Merkezi yönetimin, Türkiye’nin bu en büyük kentine, alt yapı sorunlarının giderilmesi, aslında en başta da kontrolsüz nüfus artışı ve yapılaşmanın önlenmesi için yapması gereken yardım ve yatırımı ihmal etmesi, hattâ “inadına kesmesi-engellemesi” de bir gerçek tabii.
Ama, İBB Başkanı İmamoğlu’nun bu sabahki konuşmasında kullandığı “Birikinti” sözcüğü, ve “insanlarımızı gerekmedikçe sokağa çıkmamaya çağırıyorum” sözleri de meselenin çözümüne hizmet etmiyor.

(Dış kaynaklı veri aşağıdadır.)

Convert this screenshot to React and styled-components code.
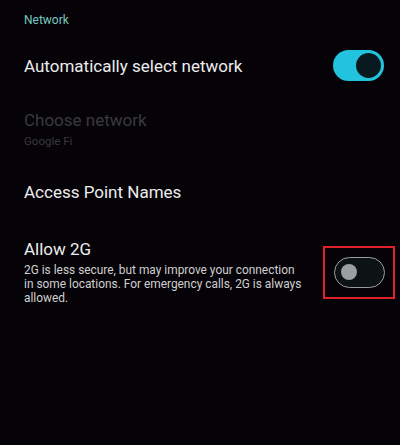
import styled, { createGlobalStyle } from "styled-components";

const GlobalStyle = createGlobalStyle`
  html, body {
    margin: 0;
    padding: 0;
    background: #050308;
  }
`;

const Screen = styled.div`
  width: 400px;
  height: 445px;
  background: #050308;
  font-family: Roboto, "Open Sans", sans-serif;
  padding: 12px 16px 0 24px;
  box-sizing: border-box;
  overflow: hidden;
`;

const SectionTitle = styled.div`
  color: #73c9bd;
  font-size: 12px;
  line-height: 16px;
  margin-bottom: 22px;
`;

const Row = styled.div`
  display: flex;
  align-items: ${(p) => (p.top ? "flex-start" : "center")};
  justify-content: space-between;
  margin-bottom: ${(p) => p.gap || 0}px;
`;

const Texts = styled.div`
  display: flex;
  flex-direction: column;
  max-width: 290px;
`;

const Title = styled.div`
  color: ${(p) => (p.disabled ? "#3a3a3d" : "#ececec")};
  font-size: 17px;
  line-height: 24px;
`;

const Summary = styled.div`
  color: ${(p) => (p.disabled ? "#38383a" : "#cfcfcf")};
  font-size: ${(p) => (p.disabled ? 11.5 : 11.9)}px;
  line-height: 14px;
  margin-top: ${(p) => p.mt || 2}px;
  white-space: nowrap;
`;

const Track = styled.div`
  width: 51px;
  height: 31px;
  border-radius: 16px;
  box-sizing: border-box;
  display: flex;
  align-items: center;
  background: ${(p) => (p.on ? "#22c3dc" : "#0d1313")};
  border: ${(p) => (p.on ? "none" : "1.5px solid #9a9e9e")};
  justify-content: ${(p) => (p.on ? "flex-end" : "flex-start")};
  padding: ${(p) => (p.on ? "0 3px" : "0 6px")};
`;

const Thumb = styled.div`
  width: ${(p) => (p.on ? 25 : 16)}px;
  height: ${(p) => (p.on ? 25 : 16)}px;
  border-radius: 50%;
  background: ${(p) => (p.on ? "#081a20" : "#9aa0a0")};
`;

const Highlight = styled.div`
  border: 2.5px solid #e0212b;
  padding: 8.5px 8.5px 9.5px 8.5px;
  margin-right: -11px;
  margin-top: 9px;
`;

function Switch({ on }) {
  return (
    <Track on={on ? 1 : 0}>
      <Thumb on={on ? 1 : 0} />
    </Track>
  );
}

export default function App() {
  return (
    <>
      <GlobalStyle />
      <Screen>
        <SectionTitle>Network</SectionTitle>
        <Row gap={27}>
          <Title>Automatically select network</Title>
          <Switch on />
        </Row>
        <Row gap={32}>
          <Texts>
            <Title disabled>Choose network</Title>
            <Summary disabled>Google Fi</Summary>
          </Texts>
        </Row>
        <Row gap={33}>
          <Title>Access Point Names</Title>
        </Row>
        <Row top>
          <Texts>
            <Title>Allow 2G</Title>
            <Summary mt={2}>
              2G is less secure, but may improve your connection
              <br />
              in some locations. For emergency calls, 2G is always
              <br />
              allowed.
            </Summary>
          </Texts>
          <Highlight>
            <Switch />
          </Highlight>
        </Row>
      </Screen>
    </>
  );
}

Sorunu hatırlatmak, yakınmak, eksikleri vurgulamak başka, küçümser bir izlenim veren ifadeler başkadır.
Yöneticileri ile sakinleri ile bu kente daha fazlya sahip çıkmak ve daha yaşanır hale getirmek hepimizin boyun borcudur. Zaten devasa sıkıntıları olan bu Mega Kente bir de milyonlarca (3 milyon? 5 milyon) sığınmacının girişine göz yummak, cinayet değil de nedir? O insanların nerede nasıl barındıklarını ve üst yapı sorunlarına (mesela çevreye özen gösterilmemesi vb.) nasıl katkıda bulunduklarını düşündükçe uykularımızın kaçması gerekir.
Bu arada, İBB’nin bugünkü (İmamoğlu) yönetimini bu ve benzeri konularda eleştirince, (aynı AKP iktidarı gibi) bazı (İmamoğlu’na yandaş) trollerin sosyal medyada hücumuna uğramak da, işin başka bir trajik yanı. Neymiş? “Muhalif belediyeyi eleştirmiyor demesinler diye boş yere” eleştiriyormuşuz.
Medyanın, herhangi bir partiye ya da başkana “aslı eleştirmemek kaydı ile angaje olması durumuna” ne dendiğini hatırlatmaya gerek yok.
Ekrem İmamoğlu’na 25 yıllık enkazın doğrultulması anlamında her türlü teşvik ve desteğin (merkezi iktidarın görevini saymıyorum bile) sadece medya değil tüm İstanbullular tarafından verilmesi gereği bir yana konulmalı.
Ama, hizmet verirken “eleştirilme yükümlülüğü” ve medya olarak bizim de yetersizlikleri ya da iletişim sorunlarını eleştirme hakkımız bâki kalmalıdır.